--- BEGIN Given data ---

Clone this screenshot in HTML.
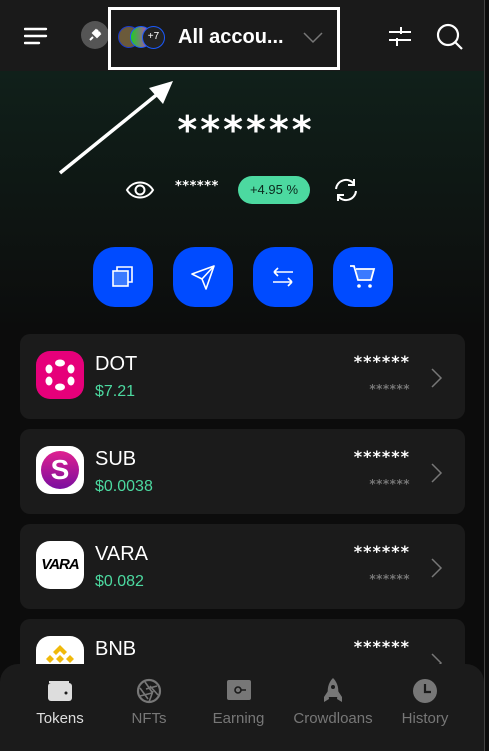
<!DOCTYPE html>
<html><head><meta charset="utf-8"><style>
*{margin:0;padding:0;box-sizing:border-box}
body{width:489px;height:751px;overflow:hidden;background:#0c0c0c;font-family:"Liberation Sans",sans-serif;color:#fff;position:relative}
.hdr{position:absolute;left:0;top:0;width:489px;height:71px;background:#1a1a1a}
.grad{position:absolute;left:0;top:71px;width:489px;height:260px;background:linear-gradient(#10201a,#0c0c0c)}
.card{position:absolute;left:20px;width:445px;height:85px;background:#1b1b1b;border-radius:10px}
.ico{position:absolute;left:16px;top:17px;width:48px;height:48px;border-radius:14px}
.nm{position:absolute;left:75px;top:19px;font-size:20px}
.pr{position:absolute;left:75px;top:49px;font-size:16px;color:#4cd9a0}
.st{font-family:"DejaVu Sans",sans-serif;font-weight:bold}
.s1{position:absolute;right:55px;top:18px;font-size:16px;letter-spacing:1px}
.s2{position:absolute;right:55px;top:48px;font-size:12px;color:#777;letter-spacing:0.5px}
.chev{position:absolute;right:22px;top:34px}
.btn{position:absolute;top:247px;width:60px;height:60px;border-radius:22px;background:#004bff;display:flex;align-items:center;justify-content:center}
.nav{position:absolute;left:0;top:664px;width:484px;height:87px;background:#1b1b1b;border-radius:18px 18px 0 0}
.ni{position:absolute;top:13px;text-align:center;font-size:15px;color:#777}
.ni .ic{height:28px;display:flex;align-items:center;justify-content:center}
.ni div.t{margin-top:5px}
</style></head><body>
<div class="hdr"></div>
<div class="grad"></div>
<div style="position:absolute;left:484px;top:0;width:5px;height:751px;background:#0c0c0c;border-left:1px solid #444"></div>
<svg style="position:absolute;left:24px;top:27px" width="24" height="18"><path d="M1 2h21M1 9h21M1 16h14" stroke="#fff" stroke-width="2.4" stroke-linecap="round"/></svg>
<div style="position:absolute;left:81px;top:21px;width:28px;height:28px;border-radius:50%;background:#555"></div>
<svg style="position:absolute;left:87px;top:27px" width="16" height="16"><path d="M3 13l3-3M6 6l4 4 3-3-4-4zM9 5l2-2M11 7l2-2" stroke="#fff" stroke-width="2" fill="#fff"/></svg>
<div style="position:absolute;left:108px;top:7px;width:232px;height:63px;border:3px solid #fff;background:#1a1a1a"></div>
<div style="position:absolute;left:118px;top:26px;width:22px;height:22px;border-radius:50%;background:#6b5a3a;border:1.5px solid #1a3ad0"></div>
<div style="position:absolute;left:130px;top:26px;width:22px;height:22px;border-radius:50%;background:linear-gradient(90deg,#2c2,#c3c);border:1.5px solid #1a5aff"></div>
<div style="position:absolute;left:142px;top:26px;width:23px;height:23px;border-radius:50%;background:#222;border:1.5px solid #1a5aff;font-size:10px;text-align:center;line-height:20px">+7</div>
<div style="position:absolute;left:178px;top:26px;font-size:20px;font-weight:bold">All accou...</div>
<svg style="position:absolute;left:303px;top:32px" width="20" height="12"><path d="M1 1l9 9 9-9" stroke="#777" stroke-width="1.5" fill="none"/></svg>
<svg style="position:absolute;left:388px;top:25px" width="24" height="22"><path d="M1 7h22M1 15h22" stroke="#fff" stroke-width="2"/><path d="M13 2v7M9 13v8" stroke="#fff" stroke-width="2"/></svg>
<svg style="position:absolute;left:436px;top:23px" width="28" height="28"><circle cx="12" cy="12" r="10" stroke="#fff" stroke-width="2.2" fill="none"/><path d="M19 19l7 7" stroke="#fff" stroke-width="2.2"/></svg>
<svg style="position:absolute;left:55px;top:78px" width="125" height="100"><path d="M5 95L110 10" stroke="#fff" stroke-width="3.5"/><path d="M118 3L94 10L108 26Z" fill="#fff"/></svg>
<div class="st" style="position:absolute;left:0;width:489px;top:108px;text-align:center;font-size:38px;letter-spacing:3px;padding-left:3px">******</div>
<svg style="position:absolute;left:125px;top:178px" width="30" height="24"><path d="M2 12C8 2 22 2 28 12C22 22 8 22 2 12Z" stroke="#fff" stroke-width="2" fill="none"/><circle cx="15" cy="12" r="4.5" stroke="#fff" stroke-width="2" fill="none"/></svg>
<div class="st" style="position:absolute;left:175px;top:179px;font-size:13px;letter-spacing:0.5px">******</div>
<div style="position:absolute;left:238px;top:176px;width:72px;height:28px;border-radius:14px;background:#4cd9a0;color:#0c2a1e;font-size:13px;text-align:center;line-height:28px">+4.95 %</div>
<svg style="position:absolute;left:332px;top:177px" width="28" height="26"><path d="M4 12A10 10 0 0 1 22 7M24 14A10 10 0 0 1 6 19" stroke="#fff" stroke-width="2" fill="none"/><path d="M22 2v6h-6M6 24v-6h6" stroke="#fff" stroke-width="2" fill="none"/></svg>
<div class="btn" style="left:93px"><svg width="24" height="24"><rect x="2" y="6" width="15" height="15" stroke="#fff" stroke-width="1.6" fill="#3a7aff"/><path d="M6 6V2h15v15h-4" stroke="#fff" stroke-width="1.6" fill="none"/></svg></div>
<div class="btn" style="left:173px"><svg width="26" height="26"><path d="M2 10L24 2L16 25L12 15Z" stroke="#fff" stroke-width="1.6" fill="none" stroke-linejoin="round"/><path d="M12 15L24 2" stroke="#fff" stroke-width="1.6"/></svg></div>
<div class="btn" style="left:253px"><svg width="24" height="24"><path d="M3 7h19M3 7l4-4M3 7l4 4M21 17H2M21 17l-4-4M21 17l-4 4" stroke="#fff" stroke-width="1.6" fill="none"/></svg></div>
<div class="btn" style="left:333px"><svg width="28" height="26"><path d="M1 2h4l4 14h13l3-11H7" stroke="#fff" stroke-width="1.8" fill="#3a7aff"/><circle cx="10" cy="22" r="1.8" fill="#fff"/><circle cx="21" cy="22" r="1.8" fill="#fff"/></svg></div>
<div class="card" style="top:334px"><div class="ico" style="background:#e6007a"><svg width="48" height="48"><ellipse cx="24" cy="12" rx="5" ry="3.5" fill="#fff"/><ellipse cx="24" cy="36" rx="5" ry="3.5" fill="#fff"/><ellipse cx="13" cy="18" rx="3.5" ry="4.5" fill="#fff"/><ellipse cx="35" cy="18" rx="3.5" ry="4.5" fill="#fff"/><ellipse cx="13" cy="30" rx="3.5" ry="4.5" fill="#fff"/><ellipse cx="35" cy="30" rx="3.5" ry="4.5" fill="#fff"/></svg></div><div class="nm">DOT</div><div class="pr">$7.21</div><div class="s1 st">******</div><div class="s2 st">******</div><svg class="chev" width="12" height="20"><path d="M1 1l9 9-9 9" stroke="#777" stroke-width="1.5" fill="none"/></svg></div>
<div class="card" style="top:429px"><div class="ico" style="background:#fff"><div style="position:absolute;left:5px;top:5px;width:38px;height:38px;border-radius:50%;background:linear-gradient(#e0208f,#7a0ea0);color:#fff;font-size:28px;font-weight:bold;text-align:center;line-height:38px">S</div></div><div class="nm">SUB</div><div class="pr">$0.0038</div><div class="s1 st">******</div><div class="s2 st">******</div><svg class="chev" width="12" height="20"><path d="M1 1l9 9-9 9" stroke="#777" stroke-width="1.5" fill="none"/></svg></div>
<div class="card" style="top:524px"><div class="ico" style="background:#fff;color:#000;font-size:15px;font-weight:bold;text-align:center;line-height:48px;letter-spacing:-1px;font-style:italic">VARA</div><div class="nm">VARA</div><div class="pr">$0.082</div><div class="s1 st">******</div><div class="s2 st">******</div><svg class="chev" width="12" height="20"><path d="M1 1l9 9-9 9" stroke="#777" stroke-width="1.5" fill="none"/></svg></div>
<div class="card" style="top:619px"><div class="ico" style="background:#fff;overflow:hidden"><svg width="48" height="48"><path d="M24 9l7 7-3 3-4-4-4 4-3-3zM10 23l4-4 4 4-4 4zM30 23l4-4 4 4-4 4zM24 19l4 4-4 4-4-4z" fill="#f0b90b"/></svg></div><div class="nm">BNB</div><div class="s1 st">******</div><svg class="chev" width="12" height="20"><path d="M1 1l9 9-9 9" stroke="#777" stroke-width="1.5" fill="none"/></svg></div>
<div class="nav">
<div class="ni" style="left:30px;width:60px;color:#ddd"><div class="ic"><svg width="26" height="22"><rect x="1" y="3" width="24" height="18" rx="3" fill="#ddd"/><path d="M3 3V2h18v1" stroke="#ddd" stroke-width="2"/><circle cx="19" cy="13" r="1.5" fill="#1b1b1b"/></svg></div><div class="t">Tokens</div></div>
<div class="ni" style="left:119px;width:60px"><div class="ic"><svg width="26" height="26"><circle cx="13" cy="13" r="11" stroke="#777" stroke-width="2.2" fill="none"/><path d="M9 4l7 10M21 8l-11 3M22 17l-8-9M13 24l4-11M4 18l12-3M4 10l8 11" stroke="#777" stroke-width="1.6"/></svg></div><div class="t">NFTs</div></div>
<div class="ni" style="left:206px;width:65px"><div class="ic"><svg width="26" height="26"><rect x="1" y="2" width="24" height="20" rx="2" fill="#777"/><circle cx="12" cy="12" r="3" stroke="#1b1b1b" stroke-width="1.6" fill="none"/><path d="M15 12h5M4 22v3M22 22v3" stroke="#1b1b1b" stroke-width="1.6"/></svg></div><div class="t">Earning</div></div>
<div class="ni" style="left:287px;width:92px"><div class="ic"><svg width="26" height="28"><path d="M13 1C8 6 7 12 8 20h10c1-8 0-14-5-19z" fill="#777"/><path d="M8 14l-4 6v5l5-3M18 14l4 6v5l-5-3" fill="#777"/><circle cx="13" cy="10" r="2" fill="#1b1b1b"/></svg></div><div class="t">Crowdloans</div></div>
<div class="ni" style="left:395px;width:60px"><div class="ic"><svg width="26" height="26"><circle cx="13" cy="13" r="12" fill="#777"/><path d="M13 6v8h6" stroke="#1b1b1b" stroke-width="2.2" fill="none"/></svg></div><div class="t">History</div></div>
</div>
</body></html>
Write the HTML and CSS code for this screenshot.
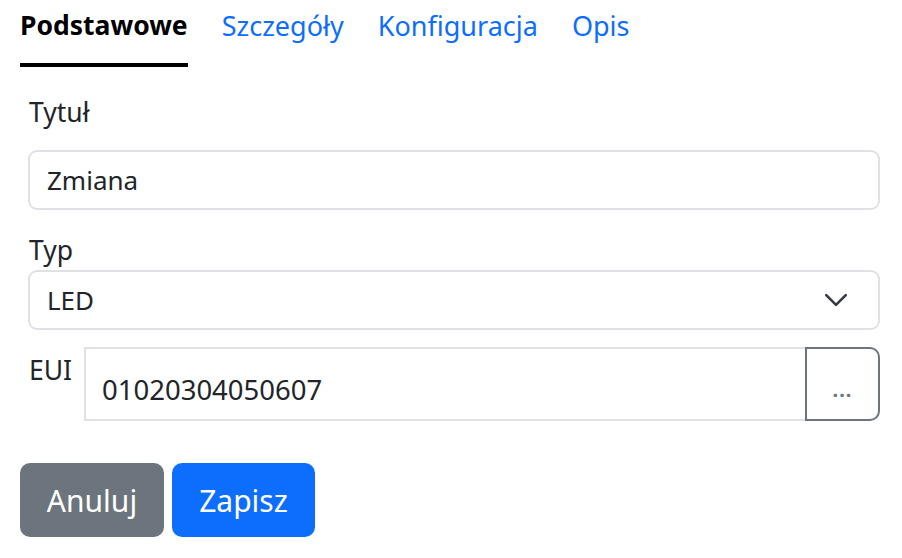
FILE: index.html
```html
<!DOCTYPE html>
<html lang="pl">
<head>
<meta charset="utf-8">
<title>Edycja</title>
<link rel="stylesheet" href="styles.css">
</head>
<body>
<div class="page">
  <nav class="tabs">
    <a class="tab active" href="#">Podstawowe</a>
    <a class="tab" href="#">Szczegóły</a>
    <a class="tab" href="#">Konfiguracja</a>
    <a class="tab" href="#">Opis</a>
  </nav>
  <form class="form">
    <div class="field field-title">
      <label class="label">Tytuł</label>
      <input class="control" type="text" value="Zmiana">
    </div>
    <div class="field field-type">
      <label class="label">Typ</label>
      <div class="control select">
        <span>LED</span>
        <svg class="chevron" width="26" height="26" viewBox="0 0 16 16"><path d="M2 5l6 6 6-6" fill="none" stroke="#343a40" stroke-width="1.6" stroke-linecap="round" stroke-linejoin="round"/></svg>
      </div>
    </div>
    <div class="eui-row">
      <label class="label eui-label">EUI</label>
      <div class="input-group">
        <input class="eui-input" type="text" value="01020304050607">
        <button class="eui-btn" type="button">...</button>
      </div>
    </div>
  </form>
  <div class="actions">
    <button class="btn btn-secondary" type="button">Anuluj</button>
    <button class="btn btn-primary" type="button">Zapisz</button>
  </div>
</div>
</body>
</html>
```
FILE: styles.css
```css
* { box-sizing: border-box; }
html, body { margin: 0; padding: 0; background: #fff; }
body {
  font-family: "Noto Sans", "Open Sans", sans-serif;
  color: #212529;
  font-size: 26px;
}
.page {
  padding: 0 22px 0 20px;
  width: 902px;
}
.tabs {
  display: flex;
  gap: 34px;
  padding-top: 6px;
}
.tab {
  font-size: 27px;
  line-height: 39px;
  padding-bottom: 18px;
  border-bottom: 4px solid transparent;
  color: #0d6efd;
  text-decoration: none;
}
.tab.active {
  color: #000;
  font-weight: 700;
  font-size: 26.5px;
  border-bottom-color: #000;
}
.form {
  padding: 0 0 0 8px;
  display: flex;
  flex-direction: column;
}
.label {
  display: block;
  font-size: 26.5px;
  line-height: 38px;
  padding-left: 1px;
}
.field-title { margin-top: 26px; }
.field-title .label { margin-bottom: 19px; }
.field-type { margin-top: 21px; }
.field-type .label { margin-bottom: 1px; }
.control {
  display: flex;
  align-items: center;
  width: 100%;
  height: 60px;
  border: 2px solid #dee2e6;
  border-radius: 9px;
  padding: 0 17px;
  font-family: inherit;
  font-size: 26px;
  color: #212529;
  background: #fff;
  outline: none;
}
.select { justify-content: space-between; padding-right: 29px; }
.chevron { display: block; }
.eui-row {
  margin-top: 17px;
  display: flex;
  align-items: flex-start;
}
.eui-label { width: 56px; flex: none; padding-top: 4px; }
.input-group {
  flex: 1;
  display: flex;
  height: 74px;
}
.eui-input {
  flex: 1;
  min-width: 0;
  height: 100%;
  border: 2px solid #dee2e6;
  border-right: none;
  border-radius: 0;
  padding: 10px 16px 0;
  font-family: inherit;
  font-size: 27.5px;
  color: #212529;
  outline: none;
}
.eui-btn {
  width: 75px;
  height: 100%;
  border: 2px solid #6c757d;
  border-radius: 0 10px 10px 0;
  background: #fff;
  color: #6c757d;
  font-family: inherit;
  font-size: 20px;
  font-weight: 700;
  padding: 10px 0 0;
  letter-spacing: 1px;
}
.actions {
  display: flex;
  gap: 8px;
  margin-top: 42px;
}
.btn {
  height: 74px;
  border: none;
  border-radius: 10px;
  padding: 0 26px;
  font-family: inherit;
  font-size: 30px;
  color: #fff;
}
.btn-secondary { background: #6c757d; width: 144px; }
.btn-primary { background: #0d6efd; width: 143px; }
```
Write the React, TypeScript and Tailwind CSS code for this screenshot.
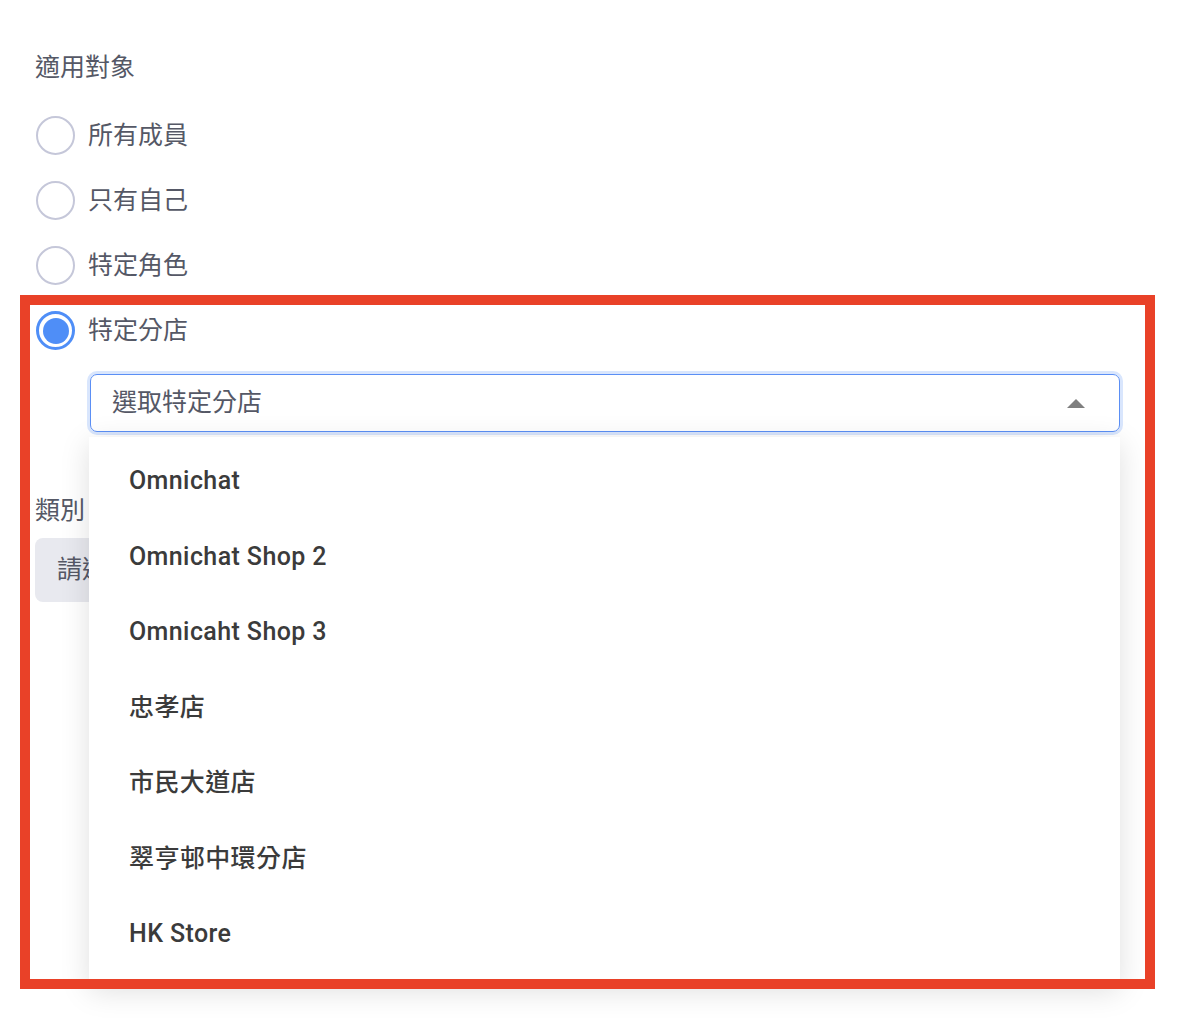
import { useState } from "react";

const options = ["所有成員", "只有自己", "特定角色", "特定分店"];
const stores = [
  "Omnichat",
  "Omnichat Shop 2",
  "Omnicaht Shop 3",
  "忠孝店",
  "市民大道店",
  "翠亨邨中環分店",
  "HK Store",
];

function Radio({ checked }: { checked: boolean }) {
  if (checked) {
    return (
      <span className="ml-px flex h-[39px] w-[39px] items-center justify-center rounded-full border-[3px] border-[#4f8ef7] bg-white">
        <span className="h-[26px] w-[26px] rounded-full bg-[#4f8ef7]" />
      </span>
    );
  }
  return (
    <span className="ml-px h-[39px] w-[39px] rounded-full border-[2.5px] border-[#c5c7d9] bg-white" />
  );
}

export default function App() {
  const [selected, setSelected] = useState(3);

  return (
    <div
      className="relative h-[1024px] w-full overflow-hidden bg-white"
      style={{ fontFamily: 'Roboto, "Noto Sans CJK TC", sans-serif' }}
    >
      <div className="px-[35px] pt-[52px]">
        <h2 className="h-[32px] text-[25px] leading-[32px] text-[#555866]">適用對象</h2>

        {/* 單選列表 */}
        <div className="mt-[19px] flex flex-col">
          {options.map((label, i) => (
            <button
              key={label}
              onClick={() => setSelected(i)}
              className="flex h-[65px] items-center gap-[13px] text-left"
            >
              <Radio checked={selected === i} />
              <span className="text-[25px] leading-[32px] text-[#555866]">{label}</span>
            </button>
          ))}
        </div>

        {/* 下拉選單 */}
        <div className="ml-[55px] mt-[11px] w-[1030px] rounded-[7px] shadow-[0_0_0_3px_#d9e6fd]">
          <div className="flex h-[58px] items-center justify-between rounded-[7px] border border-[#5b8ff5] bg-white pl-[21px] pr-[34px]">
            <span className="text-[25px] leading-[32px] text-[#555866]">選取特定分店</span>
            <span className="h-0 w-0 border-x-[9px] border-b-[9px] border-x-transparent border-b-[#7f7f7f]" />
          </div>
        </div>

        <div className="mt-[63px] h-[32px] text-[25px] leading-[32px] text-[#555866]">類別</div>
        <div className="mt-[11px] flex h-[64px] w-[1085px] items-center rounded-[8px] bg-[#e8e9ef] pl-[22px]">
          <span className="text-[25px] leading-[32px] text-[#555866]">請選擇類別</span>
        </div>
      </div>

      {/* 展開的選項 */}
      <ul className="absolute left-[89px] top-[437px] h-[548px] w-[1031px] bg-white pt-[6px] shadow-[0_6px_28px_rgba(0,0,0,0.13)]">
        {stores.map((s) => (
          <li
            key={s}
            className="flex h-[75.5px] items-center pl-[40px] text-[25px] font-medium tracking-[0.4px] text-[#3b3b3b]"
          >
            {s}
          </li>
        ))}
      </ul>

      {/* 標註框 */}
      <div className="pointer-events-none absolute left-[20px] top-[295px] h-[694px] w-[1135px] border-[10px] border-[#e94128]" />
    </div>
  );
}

--- END Given data ---

» **Exercise directions**
From the listing, copy each line containing the word "Write".

» **Solution to the problem**
Write the HTML and CSS code for this screenshot.
Write the React, TypeScript and Tailwind CSS code for this screenshot.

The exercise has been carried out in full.